Because some processes spawn child processes with different PIDs, you must be sure to check that all the child processes are terminated. The best way to do this is to watch the names of the executing processes for a few minutes to ensure the child isn't dormant, only to return later. This problem usually happens when the child processes are being generated by a parent. You should check the PPID column (use the ps -l option) to see which process is the parent and terminate that.
If the process doesn't terminate properly with the kill command, you need to use sterner measures. The kill command actually has several levels of operation.

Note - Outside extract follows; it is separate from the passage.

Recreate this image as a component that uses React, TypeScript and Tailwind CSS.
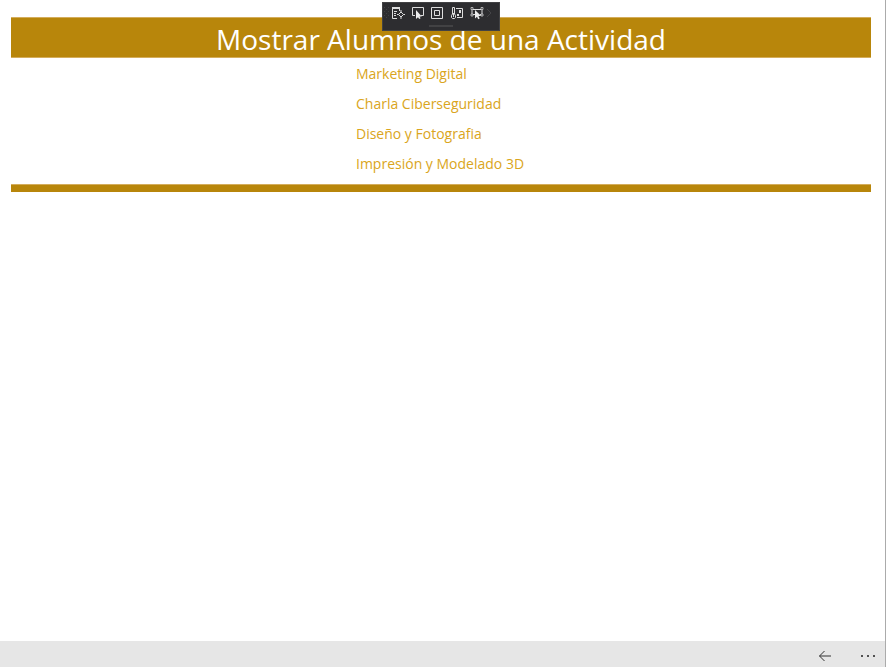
import type { ReactNode } from "react";

const actividades = [
  "Marketing Digital",
  "Charla Ciberseguridad",
  "Diseño y Fotografia",
  "Impresión y Modelado 3D",
];

function ToolButton({ label, children }: { label: string; children: ReactNode }) {
  return (
    <button type="button" aria-label={label} className="flex h-5 flex-1 items-center justify-center">
      <svg viewBox="0 0 14 14" className="h-3.5 w-3.5" fill="none" stroke="#dedede">
        {children}
      </svg>
    </button>
  );
}

function DebugToolbar() {
  return (
    <div
      role="toolbar"
      aria-label="Depuración"
      className="absolute top-0.5 left-1/2 flex h-[29px] w-[118px] -translate-x-[61px] flex-col items-center border border-[#424244] bg-[#2d2d30]"
    >
      <div className="flex w-full items-center pr-1.5">
        <svg viewBox="0 0 6 14" className="h-3.5 w-1.5" fill="#414144">
          <path d="M1 1h1v1H1zM5 1h1v1H5zM3 3h1v1H3zM1 5h1v1H1zM5 5h1v1H5zM3 7h1v1H3zM1 9h1v1H1zM5 9h1v1H5zM3 11h1v1H3z" />
        </svg>
        <ToolButton label="Ir al árbol visual dinámico">
          <path d="M1 1h8v2H1z" fill="#dedede" stroke="none" />
          <path d="M1.500 3v9.500H6M8.500 3v2M3 5.500h3M3 7.500h2M3 9.500h2" />
          <path d="M10 4v2M10 11v2M6 8.500h1.500M12.500 8.500H14M10 6l2.500 2.500L10 11 7.500 8.500z" />
        </ToolButton>
        <ToolButton label="Seleccionar elemento">
          <path d="M4 9.500H1.500v-8h11v8H10" />
          <path d="M5 4v9l2-1.800 1.200 1.800 1.400-.7-1.100-1.900h2.300z" fill="#ededed" stroke="none" />
        </ToolButton>
        <ToolButton label="Mostrar adornos de diseño">
          <path d="M1.500 1.500h11v11h-11zM4.500 4.500h5v5h-5z" />
        </ToolButton>
        <ToolButton label="Realizar seguimiento del elemento">
          <path d="M2.500 8V1.500h2V8l1 1.500v2l-1 1h-2l-1-1v-2zM3.500 7v4M6 2.500h6.500v9H7" />
          <path d="M9 4h2v3H9zM7 8h2v2H7z" fill="#dedede" stroke="none" />
        </ToolButton>
        <ToolButton label="Recarga activa">
          <path d="M3 3.500h8M2 4v4M12 4v4M3 8.500h2M10 8.500h1" />
          <path d="M1 1.500h2v2H1zM11 1.500h2v2h-2zM1 8h2v2H1zM11 8h2v2h-2z" strokeWidth=".7" />
          <path d="M5 4v8.500l2-1.800 1.200 2.600 1.500-.7-1.200-2.500h2.700z" fill="#ededed" stroke="none" />
        </ToolButton>
        <svg viewBox="0 0 6 10" className="h-2.5 w-1.5" fill="none" stroke="#454548">
          <path d="M1 1l4 4-4 4" />
        </svg>
      </div>
      <div className="mt-0.5 h-0.5 w-6 bg-[#424244]" />
    </div>
  );
}

export default function App() {
  return (
    <div className="relative flex min-h-screen flex-col border-r border-[#ababab] bg-white font-['Open_Sans','Noto_Sans',sans-serif]">
      <main className="flex-1 pt-[17px] pr-3.5 pl-[11px]">
        <h1 className="flex h-[41px] items-center justify-center border-y border-[#d4ad5c] bg-[#b8860b] pt-0.5 text-[28px] leading-10 whitespace-nowrap text-white">
          Mostrar Alumnos de una Actividad
        </h1>
        <ul className="mx-auto flex w-[170px] flex-col pt-px pb-[5px]">
          {actividades.map((nombre) => (
            <li key={nombre} className="h-[30px]">
              <button type="button" className="h-[30px] text-left text-sm leading-[30px] whitespace-nowrap text-[#daa520]">
                {nombre}
              </button>
            </li>
          ))}
        </ul>
        <div className="h-2 border-t border-[#d4ad5c] bg-[#b8860b]" />
      </main>
      <footer className="flex h-[26px] items-center justify-end gap-7 bg-[#e6e6e6] pt-1 pr-[9px]">
        <button type="button" aria-label="Atrás">
          <svg viewBox="0 0 14 12" className="h-3 w-3.5" fill="none" stroke="#333333">
            <path d="M13 6H1.500M6.500 1l-5 5 5 5" />
          </svg>
        </button>
        <button type="button" aria-label="Más opciones">
          <svg viewBox="0 0 16 4" className="h-1 w-4" fill="#1f1f1f">
            <circle cx="2" cy="2" r="1" />
            <circle cx="8" cy="2" r="1" />
            <circle cx="14" cy="2" r="1" />
          </svg>
        </button>
      </footer>
      <DebugToolbar />
    </div>
  );
}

When issued with no arguments other than the PID, kill tries to gracefully terminate the process (which means any open files are closed, and generally, kill is polite to the process). If this doesn't work, you should use the -9 option, which is a little more forceful in its attempt to terminate the process. For example, to forcefully terminate the process with PID 726, issue the following command:
kill -9 726
If that doesn't work, then the process may be unkillable. This does happen occasionally with Linux, and the only solution is to shut down and reboot the machine.
To help prevent a user from killing another user's processes, ps checks for the process owner. If a user tries to kill another user's process, a message like this one is displayed:
kill: - Not owner
The superuser doesn't get this message, because the superuser login can kill anything.
This chapter has shown you how to obtain listings of the processes currently executing on your Linux system and how to terminate them when they require it. Although you may not have to use this knowledge often, every operating system has occasions where something gets out of hand and you need to control it. The problems multiply as the number of users increases. Instead of rebooting the Linux system, process commands enable you to correct the problem without terminating the operating system.